** Requirement **
Provide nothing but the number of lines containing the string "components".

** Supplied information **
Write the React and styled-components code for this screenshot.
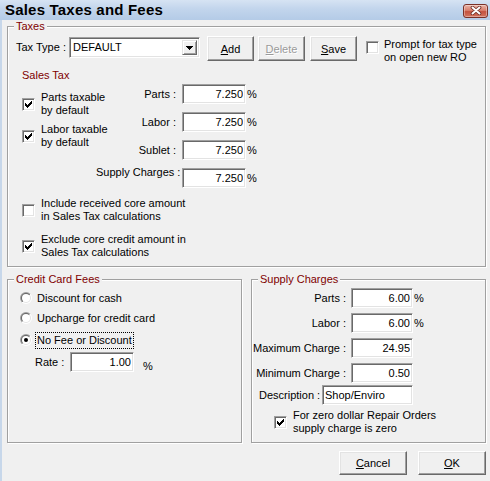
import React, { useId } from 'react';
import styled, { createGlobalStyle } from 'styled-components';

const GlobalStyle = createGlobalStyle`
  html, body {
    margin: 0;
    padding: 0;
    background: #f0f0f0;
  }
  body {
    font-family: "Liberation Sans", Arial, sans-serif;
    font-size: 11px;
    color: #000;
  }
`;

const Window = styled.div`
  width: 490px;
  height: 481px;
  display: flex;
  flex-direction: column;
  overflow: hidden;
  background: #f0f0f0;
`;

const TitleBar = styled.div`
  height: 20px;
  flex: none;
  display: flex;
  align-items: center;
  justify-content: space-between;
  padding: 0 2px 0 5px;
  box-sizing: border-box;
  background: linear-gradient(to bottom, #d6e3f3 0%, #c2d5ec 45%, #b4cbe7 100%);
`;

const Title = styled.span`
  font-size: 15px;
  font-weight: bold;
  letter-spacing: 0.2px;
  line-height: 20px;
`;

const CloseButton = styled.div`
  width: 25px;
  height: 14px;
  margin-top: 1px;
  box-sizing: border-box;
  border: 1px solid #7a3128;
  border-radius: 3px;
  display: flex;
  align-items: center;
  justify-content: center;
  background: linear-gradient(to bottom, #eab4a7 0%, #d8806e 45%, #c4523f 55%, #d2745f 100%);
  box-shadow: inset 0 0 0 1px rgba(255, 255, 255, 0.35);
`;

const Body = styled.div`
  flex: 1;
  display: flex;
  flex-direction: column;
  border-left: 2px solid #c7d7ea;
  padding: 0 4px 0 5px;
`;

const Group = styled.div`
  box-sizing: border-box;
  border: 1px solid #a0a0a0;
  box-shadow: 1px 1px 0 #fff, inset 1px 1px 0 #fff;
  margin-top: ${p => p.$top}px;
  padding-bottom: ${p => p.$bottom || 0}px;
  height: ${p => (p.$height ? `${p.$height}px` : 'auto')};
  width: ${p => (p.$width ? `${p.$width}px` : 'auto')};
  display: flex;
  flex-direction: column;
`;

const Caption = styled.div`
  align-self: flex-start;
  margin: -7px 0 0 6px;
  padding: 0 2px;
  line-height: 13px;
  color: #800000;
  background: #f0f0f0;
`;

const ToolRow = styled.div`
  display: flex;
  align-items: flex-start;
  margin-top: 3px;
  padding-left: 8px;
  height: 25px;
`;

const FieldLabel = styled.span`
  width: ${p => p.$width}px;
  flex: none;
  line-height: 13px;
  margin-top: ${p => p.$top || 0}px;
  text-align: ${p => (p.$right ? 'right' : 'left')};
  white-space: nowrap;
`;

const Combo = styled.div`
  width: 131px;
  height: 21px;
  margin-top: 1px;
  box-sizing: border-box;
  border: 1px solid;
  border-color: #a0a0a0 #fff #fff #a0a0a0;
  box-shadow: inset 1px 1px 0 #696969, inset -1px -1px 0 #e3e3e3;
  background: #fff;
  display: flex;
  align-items: center;
  padding: 2px 2px 2px 3px;
`;

const ComboText = styled.span`
  flex: 1;
  line-height: 13px;
`;

const ComboArrow = styled.div`
  width: 15px;
  height: 15px;
  box-sizing: border-box;
  background: #f0f0f0;
  border: 1px solid;
  border-color: #e3e3e3 #696969 #696969 #e3e3e3;
  box-shadow: inset 1px 1px 0 #fff, inset -1px -1px 0 #a0a0a0;
  display: flex;
  align-items: center;
  justify-content: center;
`;

const Button = styled.div`
  width: ${p => p.$width}px;
  height: ${p => p.$height || 25}px;
  margin-left: ${p => p.$gap || 0}px;
  flex: none;
  box-sizing: border-box;
  border: 1px solid;
  border-color: #fff #696969 #696969 #fff;
  box-shadow: inset -1px -1px 0 #a0a0a0, inset 1px 1px 0 #e3e3e3;
  background: #f0f0f0;
  display: flex;
  align-items: center;
  justify-content: center;
  color: ${p => (p.$disabled ? '#9a9a9a' : '#000')};
  text-shadow: ${p => (p.$disabled ? '1px 1px 0 #fff' : 'none')};
`;

const CheckRow = styled.div`
  display: flex;
  align-items: ${p => (p.$top ? 'flex-start' : 'center')};
  gap: ${p => p.$gap || 6}px;
  margin-top: ${p => p.$mt || 0}px;
  margin-left: ${p => p.$ml || 0}px;
  flex: none;
`;

const CheckText = styled.span`
  line-height: 13px;
  white-space: nowrap;
  margin-top: ${p => p.$mt || 0}px;
`;

const Box = styled.span`
  width: 13px;
  height: 13px;
  flex: none;
  box-sizing: border-box;
  border: 1px solid;
  border-color: #a0a0a0 #fff #fff #a0a0a0;
  box-shadow: inset 1px 1px 0 #696969, inset -1px -1px 0 #e3e3e3;
  background: #fff;
  display: flex;
  align-items: center;
  justify-content: center;
  margin-top: ${p => p.$mt || 0}px;
`;

const SectionLabel = styled.div`
  margin: 8px 0 0 14px;
  line-height: 13px;
  color: #800000;
`;

const SalesTaxRow = styled.div`
  display: flex;
  margin-top: 2px;
  padding-left: 14px;
`;

const CheckColumn = styled.div`
  width: 74px;
  flex: none;
  display: flex;
  flex-direction: column;
  gap: 6px;
  padding-top: 7px;
`;

const RateColumn = styled.div`
  display: flex;
  flex-direction: column;
  gap: 8px;
`;

const RateRow = styled.div`
  display: flex;
  align-items: center;
  height: 20px;
  margin-top: ${p => p.$mt || 0}px;
  padding-left: ${p => p.$pl || 0}px;
`;

const RateLabel = styled.span`
  width: ${p => p.$width}px;
  flex: none;
  text-align: right;
  line-height: 13px;
  white-space: nowrap;
  margin-right: ${p => p.$gap}px;
  align-self: ${p => (p.$raise ? 'flex-start' : 'center')};
  margin-top: ${p => (p.$raise ? -2.5 : 0)}px;
`;

const Field = styled.input`
  width: ${p => p.$width}px;
  height: 20px;
  flex: none;
  box-sizing: border-box;
  margin: 0;
  padding: 0 2px 0 2px;
  border: 1px solid;
  border-color: #a0a0a0 #fff #fff #a0a0a0;
  box-shadow: inset 1px 1px 0 #696969, inset -1px -1px 0 #e3e3e3;
  background: #fff;
  font: 11px "Liberation Sans", Arial, sans-serif;
  color: #000;
  text-align: ${p => (p.$left ? 'left' : 'right')};
  outline: none;
`;

const Percent = styled.span`
  margin-left: ${p => p.$gap || 1}px;
  line-height: 13px;
  align-self: ${p => (p.$low ? 'flex-start' : 'center')};
  margin-top: ${p => (p.$low ? 8 : 0)}px;
`;

const BottomRow = styled.div`
  display: flex;
  gap: 9px;
`;

const RadioRow = styled.div`
  display: flex;
  align-items: center;
  height: 20px;
  padding-left: 12px;
  gap: 3px;
  margin-top: ${p => p.$mt || 0}px;
`;

const RadioText = styled.span`
  line-height: 13px;
  padding: 1px 1px;
  border: 1px dotted ${p => (p.$focus ? '#000' : 'transparent')};
`;

const GridRows = styled.div`
  display: flex;
  flex-direction: column;
  gap: 5px;
  margin-top: 2px;
`;

const ButtonBar = styled.div`
  display: flex;
  justify-content: flex-end;
  gap: 11px;
  margin-top: 8px;
`;

const CheckMark = () => (
  <svg width="7" height="7" viewBox="0 0 7 7" shapeRendering="crispEdges">
    <polygon points="0,2 2,4 6,0 7,0 7,3 2,7 0,5" fill="#000" />
  </svg>
);

const Checkbox = ({ checked, mt }) => (
  <Box $mt={mt}>{checked && <CheckMark />}</Box>
);

const Radio = ({ checked }) => {
  const id = useId().replace(/[^a-zA-Z0-9]/g, '');
  return (
    <svg width="12" height="12" viewBox="0 0 12 12">
      <defs>
        <linearGradient id={`${id}o`} x1="0" y1="0" x2="1" y2="1">
          <stop offset="0.5" stopColor="#a0a0a0" />
          <stop offset="0.5" stopColor="#ffffff" />
        </linearGradient>
        <linearGradient id={`${id}i`} x1="0" y1="0" x2="1" y2="1">
          <stop offset="0.5" stopColor="#696969" />
          <stop offset="0.5" stopColor="#e3e3e3" />
        </linearGradient>
      </defs>
      <circle cx="6" cy="6" r="6" fill={`url(#${id}o)`} />
      <circle cx="6" cy="6" r="5" fill={`url(#${id}i)`} />
      <circle cx="6" cy="6" r="4" fill="#fff" />
      {checked && <circle cx="6" cy="6" r="2" fill="#000" />}
    </svg>
  );
};

const salesRates = [
  { label: 'Parts :', value: '7.250' },
  { label: 'Labor :', value: '7.250' },
  { label: 'Sublet :', value: '7.250' },
  { label: 'Supply Charges :', value: '7.250', raise: true }
];

const supplyRows = [
  { label: 'Parts :', value: '6.00', pct: true },
  { label: 'Labor :', value: '6.00', pct: true },
  { label: 'Maximum Charge :', value: '24.95' },
  { label: 'Minimum Charge :', value: '0.50' }
];

const App = () => (
  <Window>
    <GlobalStyle />
    <TitleBar>
      <Title>Sales Taxes and Fees</Title>
      <CloseButton>
        <svg width="12" height="9" viewBox="0 0 12 9">
          <path d="M2.5 1.5 L9.5 7.5 M9.5 1.5 L2.5 7.5" stroke="#6b2a22" strokeWidth="3.6" strokeLinecap="round" />
          <path d="M2.5 1.5 L9.5 7.5 M9.5 1.5 L2.5 7.5" stroke="#fff" strokeWidth="2" strokeLinecap="round" />
        </svg>
      </CloseButton>
    </TitleBar>

    <Body>
      <Group $top={6} $bottom={7}>
        <Caption>Taxes</Caption>
        <ToolRow>
          <FieldLabel $width={53} $top={4.5}>Tax Type :</FieldLabel>
          <Combo>
            <ComboText>DEFAULT</ComboText>
            <ComboArrow>
              <svg width="7" height="4" viewBox="0 0 7 4" shapeRendering="crispEdges">
                <polygon points="0,0 7,0 3.5,4" fill="#000" />
              </svg>
            </ComboArrow>
          </Combo>
          <Button $width={47} $gap={7}><span><u>A</u>dd</span></Button>
          <Button $width={47} $gap={4} $disabled><span><u>D</u>elete</span></Button>
          <Button $width={47} $gap={5}><span><u>S</u>ave</span></Button>
          <CheckRow $top $gap={5} $ml={9}>
            <Checkbox mt={5} />
            <CheckText $mt={1.5}>Prompt for tax type<br />on open new RO</CheckText>
          </CheckRow>
        </ToolRow>

        <SectionLabel>Sales Tax</SectionLabel>
        <SalesTaxRow>
          <CheckColumn>
            <CheckRow>
              <Checkbox checked />
              <CheckText>Parts taxable<br />by default</CheckText>
            </CheckRow>
            <CheckRow>
              <Checkbox checked />
              <CheckText>Labor taxable<br />by default</CheckText>
            </CheckRow>
          </CheckColumn>
          <RateColumn>
            {salesRates.map(r => (
              <RateRow key={r.label}>
                <RateLabel $width={80} $gap={6} $raise={r.raise}>{r.label}</RateLabel>
                <Field $width={64} defaultValue={r.value} readOnly />
                <Percent>%</Percent>
              </RateRow>
            ))}
          </RateColumn>
        </SalesTaxRow>

        <CheckRow $mt={9} $ml={14}>
          <Checkbox />
          <CheckText>Include received core amount<br />in Sales Tax calculations</CheckText>
        </CheckRow>
        <CheckRow $mt={10} $ml={14}>
          <Checkbox checked />
          <CheckText>Exclude core credit amount in<br />Sales Tax calculations</CheckText>
        </CheckRow>
      </Group>

      <BottomRow>
        <Group $top={12} $height={164} $width={235}>
          <Caption>Credit Card Fees</Caption>
          <RadioRow $mt={2}>
            <Radio />
            <RadioText>Discount for cash</RadioText>
          </RadioRow>
          <RadioRow>
            <Radio />
            <RadioText>Upcharge for credit card</RadioText>
          </RadioRow>
          <RadioRow $mt={2}>
            <Radio checked />
            <RadioText $focus>No Fee or Discount</RadioText>
          </RadioRow>
          <RateRow $mt={2} $pl={27}>
            <FieldLabel $width={35}>Rate :</FieldLabel>
            <Field $width={64} defaultValue="1.00" readOnly />
            <Percent $gap={9} $low>%</Percent>
          </RateRow>
        </Group>

        <Group $top={12} $height={164} $width={235}>
          <Caption>Supply Charges</Caption>
          <GridRows>
            {supplyRows.map(r => (
              <RateRow key={r.label}>
                <RateLabel $width={94} $gap={5}>{r.label}</RateLabel>
                <Field $width={62} defaultValue={r.value} readOnly />
                {r.pct && <Percent>%</Percent>}
              </RateRow>
            ))}
          </GridRows>
          <RateRow $mt={2} $pl={7}>
            <FieldLabel $width={63}>Description :</FieldLabel>
            <Field $width={91} $left defaultValue="Shop/Enviro" readOnly />
          </RateRow>
          <CheckRow $mt={4} $ml={22}>
            <Checkbox checked />
            <CheckText>For zero dollar Repair Orders<br />supply charge is zero</CheckText>
          </CheckRow>
        </Group>
      </BottomRow>

      <ButtonBar>
        <Button $width={68} $height={24}><span><u>C</u>ancel</span></Button>
        <Button $width={68} $height={24}><span><u>O</u>K</span></Button>
      </ButtonBar>
    </Body>
  </Window>
);

export default App;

** Full solution **
2